Ernest Hemingway's "The Old Man and the Sea" was a classic when literature as a medium still dominated. That same tradition produced F. Scott Fitzgerald's "The Great Gatsby." Now, only vestiges of that tradition survive in establishment institutions like The New York Times Sunday book reviews. We thought it cute that on "The Sopranos" Carmela Soprano was part of a book club. So, we wonder if Andy Garcia's plan to make the film "Hemingway & Fuentes," derived from that classic, can make it big.
Millennials who are my clients took one humanities class in college. None knew who Jay Gatsby was or cared. And they didn't see the most recent movie adaptation of the book.
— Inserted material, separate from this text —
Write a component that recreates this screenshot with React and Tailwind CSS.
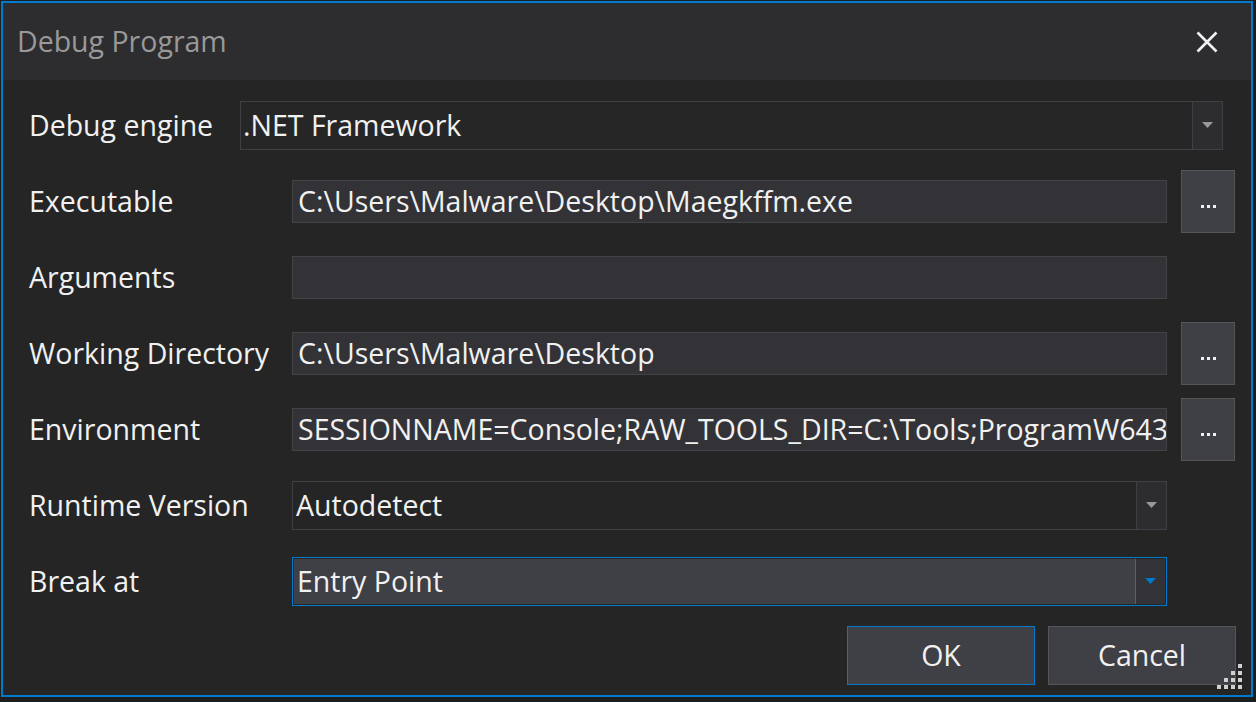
const font = { fontFamily: '"Open Sans", "Noto Sans", sans-serif' };

const Arrow = ({ color = '#999999' }) => (
    <svg width="11" height="6" viewBox="0 0 11 6">
        <path d="M0 0 L11 0 L5.5 6 Z" fill={color} />
    </svg>
);

const Dots = () => (
    <span className="flex gap-[3px] items-end h-[4px] mt-[10px]">
        <span className="w-[3px] h-[3px] bg-[#f1f1f1]" />
        <span className="w-[3px] h-[3px] bg-[#f1f1f1]" />
        <span className="w-[3px] h-[3px] bg-[#f1f1f1]" />
    </span>
);

const BrowseButton = () => (
    <div className="ml-[14px] w-[54px] h-[63px] flex items-center justify-center bg-[#3f3f46] border border-[#555555]">
        <Dots />
    </div>
);

const TextBox = ({ value }) => (
    <div className="w-[875px] h-[43px] flex items-center px-[5px] bg-[#333337] border border-[#434346] overflow-hidden whitespace-nowrap">
        {value}
    </div>
);

const Row = ({ label, labelWidth = 'w-[263px]', children }) => (
    <div className="h-[76px] flex items-center">
        <div className={`${labelWidth} shrink-0`}>{label}</div>
        {children}
    </div>
);

const Grip = () => (
    <svg width="30" height="30" viewBox="0 0 30 30" className="absolute right-[6px] bottom-[3px]">
        {[[3, 0], [2, 1], [3, 1], [1, 2], [2, 2], [3, 2], [0, 3], [1, 3], [2, 3], [3, 3]].map(([c, r]) => (
            <rect key={`${c}-${r}`} x={c * 7 + 2} y={r * 7 + 2} width="4" height="4" fill="#d0d0d0" />
        ))}
    </svg>
);

export default function App() {
    return (
        <div className="w-[1256px] h-[702px] bg-[#1e1e1e] pt-[1px] pl-[1px] overflow-hidden" style={font}>
            <div className="relative w-[1252px] h-[696px] border-2 border-[#007acc] bg-[#252526] text-[#f1f1f1] text-[28.5px] flex flex-col">
                <div className="h-[77px] bg-[#2d2d30] flex items-center justify-between pl-[14px] pr-[33px] shrink-0">
                    <span className="text-[#999999] text-[28.5px]">Debug Program</span>
                    <svg width="22" height="22" viewBox="0 0 22 22">
                        <path d="M1.5 1.5 L20.5 20.5 M20.5 1.5 L1.5 20.5" stroke="#f1f1f1" strokeWidth="2.6" />
                    </svg>
                </div>
                <div className="pl-[26px] pt-[7px] flex flex-col">
                    <Row label="Debug engine" labelWidth="w-[211px]">
                        <div className="w-[983px] h-[49px] flex bg-[#262626] border border-[#3f3f46]">
                            <div className="flex-1 flex items-center px-[2px]">.NET Framework</div>
                            <div className="w-[30px] flex items-center justify-center bg-[#2d2d30] border-l border-[#3f3f46]">
                                <Arrow />
                            </div>
                        </div>
                    </Row>
                    <Row label="Executable">
                        <TextBox value="C:\Users\Malware\Desktop\Maegkffm.exe" />
                        <BrowseButton />
                    </Row>
                    <Row label="Arguments">
                        <TextBox value="" />
                    </Row>
                    <Row label="Working Directory">
                        <TextBox value="C:\Users\Malware\Desktop" />
                        <BrowseButton />
                    </Row>
                    <Row label="Environment">
                        <TextBox value="SESSIONNAME=Console;RAW_TOOLS_DIR=C:\Tools;ProgramW6432=C:\Program Files" />
                        <BrowseButton />
                    </Row>
                    <Row label="Runtime Version">
                        <div className="w-[875px] h-[49px] flex border border-[#3f3f46]">
                            <div className="flex-1 flex items-center px-[3px]">Autodetect</div>
                            <div className="w-[30px] flex items-center justify-center bg-[#2d2d30] border-l border-[#3f3f46]">
                                <Arrow />
                            </div>
                        </div>
                    </Row>
                    <Row label="Break at">
                        <div className="w-[875px] h-[49px] flex border border-[#007acc] p-[1px]">
                            <div className="flex-1 flex items-center px-[3px] bg-[#3f3f46]">Entry Point</div>
                            <div className="w-[30px] flex items-center justify-center bg-[#333337] border-l border-[#007acc]">
                                <Arrow color="#007acc" />
                            </div>
                        </div>
                    </Row>
                    <div className="flex justify-end gap-[13px] pr-[15px] mt-[7px]">
                        <button className="w-[188px] h-[59px] bg-[#3f3f46] border border-[#007acc] text-[28.5px]">OK</button>
                        <button className="w-[188px] h-[59px] bg-[#3f3f46] border border-[#555555] text-[28.5px]">Cancel</button>
                    </div>
                </div>
                <Grip />
            </div>
        </div>
    );
}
So, will the audiences for "Hemingway & Fuentes" be restricted to us Baby Boomers who were assigned Hemingway in college and the few supporters of a literary tradition? Here is the New York Post coverage of Garcia's vision.
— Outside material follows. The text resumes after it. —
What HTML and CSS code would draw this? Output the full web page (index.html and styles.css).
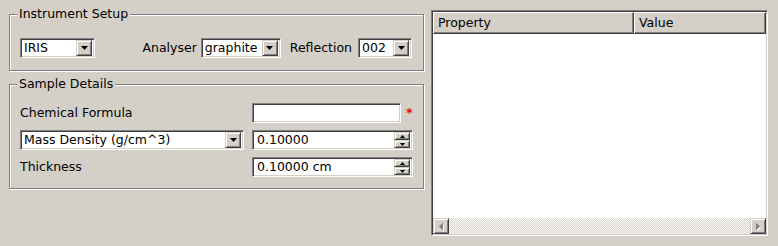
FILE: index.html
```html
<!DOCTYPE html>
<html>
<head>
<meta charset="utf-8">
<link rel="stylesheet" href="styles.css">
</head>
<body>
<div class="app">
  <div class="left">
    <fieldset class="group g1">
      <legend>Instrument Setup</legend>
      <div class="row1">
        <div class="combo w-iris"><span class="val">IRIS</span><span class="drop"><svg width="7" height="4" viewBox="0 0 7 4"><path d="M0 0h7L3.5 4z" fill="#000"/></svg></span></div>
        <span class="lbl push">Analyser</span>
        <div class="combo w-analyser"><span class="val">graphite</span><span class="drop"><svg width="7" height="4" viewBox="0 0 7 4"><path d="M0 0h7L3.5 4z" fill="#000"/></svg></span></div>
        <span class="lbl gap-l">Reflection</span>
        <div class="combo w-refl"><span class="val">002</span><span class="drop"><svg width="7" height="4" viewBox="0 0 7 4"><path d="M0 0h7L3.5 4z" fill="#000"/></svg></span></div>
      </div>
    </fieldset>
    <fieldset class="group g2">
      <legend>Sample Details</legend>
      <div class="form">
        <span class="lbl">Chemical Formula</span>
        <div class="fieldcell"><div class="field w-formula"></div><span class="req">*</span></div>
        <div class="combo"><span class="val">Mass Density (g/cm^3)</span><span class="drop"><svg width="7" height="4" viewBox="0 0 7 4"><path d="M0 0h7L3.5 4z" fill="#000"/></svg></span></div>
        <div class="field spin"><span class="val">0.10000</span><span class="spinbtns"><span class="sb"><svg width="5" height="3" viewBox="0 0 5 3"><path d="M2.5 0L5 3H0z" fill="#000"/></svg></span><span class="sb"><svg width="5" height="3" viewBox="0 0 5 3"><path d="M0 0h5L2.5 3z" fill="#000"/></svg></span></span></div>
        <span class="lbl">Thickness</span>
        <div class="field spin"><span class="val">0.10000 cm</span><span class="spinbtns"><span class="sb"><svg width="5" height="3" viewBox="0 0 5 3"><path d="M2.5 0L5 3H0z" fill="#000"/></svg></span><span class="sb"><svg width="5" height="3" viewBox="0 0 5 3"><path d="M0 0h5L2.5 3z" fill="#000"/></svg></span></span></div>
      </div>
    </fieldset>
  </div>
  <div class="table">
    <div class="thead">
      <div class="th th1">Property</div>
      <div class="th th2">Value</div>
    </div>
    <div class="tbody"></div>
    <div class="hscroll">
      <div class="sbtn"><svg width="6" height="9" viewBox="0 0 6 9"><path d="M5 0.5v8L1 4.5z" fill="#fff" transform="translate(1 1)"/><path d="M5 0.5v8L1 4.5z" fill="#808080"/></svg></div>
      <div class="track"></div>
      <div class="sbtn"><svg width="6" height="9" viewBox="0 0 6 9"><path d="M1 0.5v8L5 4.5z" fill="#fff" transform="translate(1 1)"/><path d="M1 0.5v8L5 4.5z" fill="#808080"/></svg></div>
    </div>
  </div>
</div>
</body>
</html>
```

FILE: styles.css
```css
* { box-sizing: border-box; }
html, body { margin: 0; padding: 0; }
body {
  background: #d4d0c8;
  font-family: "DejaVu Sans", sans-serif;
  font-size: 12.5px;
  color: #000;
  width: 778px;
  height: 246px;
  overflow: hidden;
}
.app {
  display: flex;
  align-items: flex-start;
  padding: 7px 0 0 9px;
  gap: 7px;
}
.left { width: 415px; display: flex; flex-direction: column; }
.group {
  margin: 0;
  min-width: 0;
  border: 1px solid #808080;
  box-shadow: 1px 1px 0 #fff, inset 1px 1px 0 #fff;
  padding: 0 11px 0 10px;
}
.group legend {
  padding: 0 2px;
  margin-left: -3px;
  line-height: 14px;
  background: #d4d0c8;
}
.g1 { padding-top: 17px; padding-bottom: 12px; }
.g2 { margin-top: 6px; padding-top: 12px; padding-bottom: 11px; }

.row1 { display: flex; align-items: center; height: 20px; }
.lbl { white-space: nowrap; line-height: 20px; }
.push { margin-left: auto; margin-right: 4px; }
.gap-l { margin-left: 9px; margin-right: 6px; }

.combo, .field {
  position: relative;
  height: 20px;
  background: #fff;
  border: 1px solid;
  border-color: #808080 #fff #fff #808080;
  box-shadow: inset 1px 1px 0 #404040, inset -1px -1px 0 #d4d0c8;
  display: flex;
  align-items: center;
  padding: 0 2px 0 3px;
}
.combo .val, .field .val { flex: 1; white-space: nowrap; overflow: hidden; line-height: 16px; }
.w-iris { width: 75px; }
.w-analyser { width: 80px; }
.w-refl { width: 54px; }
.w-formula { width: 149px; }

.drop {
  width: 16px;
  height: 16px;
  background: #d4d0c8;
  border: 1px solid;
  border-color: #d4d0c8 #404040 #404040 #d4d0c8;
  box-shadow: inset 1px 1px 0 #fff, inset -1px -1px 0 #808080;
  display: flex;
  align-items: center;
  justify-content: center;
}
.drop svg { display: block; }

.form {
  display: grid;
  grid-template-columns: 224px 161px;
  column-gap: 8px;
  row-gap: 7px;
  align-items: center;
}
.fieldcell { display: flex; align-items: center; }
.req {
  color: #ff0000;
  margin-left: 5px;
  font-size: 13px;
  font-weight: bold;
  line-height: 12px;
}
.spin .val { padding-left: 1px; }
.spinbtns {
  display: flex;
  flex-direction: column;
  width: 16px;
  height: 16px;
}
.sb {
  flex: 1;
  background: #d4d0c8;
  border: 1px solid;
  border-color: #d4d0c8 #404040 #404040 #d4d0c8;
  box-shadow: inset 1px 1px 0 #fff, inset -1px -1px 0 #808080;
  display: flex;
  align-items: center;
  justify-content: center;
}
.sb svg { display: block; }

.table {
  margin-top: 3px;
  width: 337px;
  height: 226px;
  border: 1px solid;
  border-color: #808080 #fff #fff #808080;
  box-shadow: inset 1px 1px 0 #404040, inset -1px -1px 0 #d4d0c8;
  padding: 1px;
  display: flex;
  flex-direction: column;
  background: #fff;
}
.thead { display: flex; height: 22px; flex: none; }
.th {
  height: 22px;
  background: #d4d0c8;
  border: 1px solid;
  border-color: #fff #404040 #404040 #fff;
  box-shadow: inset -1px -1px 0 #808080;
  padding-left: 4px;
  line-height: 20px;
  white-space: nowrap;
}
.th1 { width: 201px; }
.th2 { flex: 1; }
.tbody { flex: 1; background: #fff; }
.hscroll { display: flex; height: 16px; flex: none; }
.sbtn {
  width: 16px;
  height: 16px;
  background: #d4d0c8;
  border: 1px solid;
  border-color: #d4d0c8 #404040 #404040 #d4d0c8;
  box-shadow: inset 1px 1px 0 #fff, inset -1px -1px 0 #808080;
  display: flex;
  align-items: center;
  justify-content: center;
}
.track {
  flex: 1;
  background: repeating-conic-gradient(#fff 0 25%, #d4d0c8 0 50%) 0 0 / 2px 2px;
}
```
I wouldn't take bets on how the movie will fare commercially. Who would have thought that a British-made primetime soap about aristocrats in decline would become iconic in America? Yet, "Downton Abbey" is as embedded in Americana as "Mary Tyler Moore" and "Breaking Bad." So many of us took the quizz online to find out which character we most resembled. Tonight is the two-hour season finale. We wonder if Mr. Bates did indeed off Mr. Green and if Lady Edith will drop the bomb on the family that she is pregnant.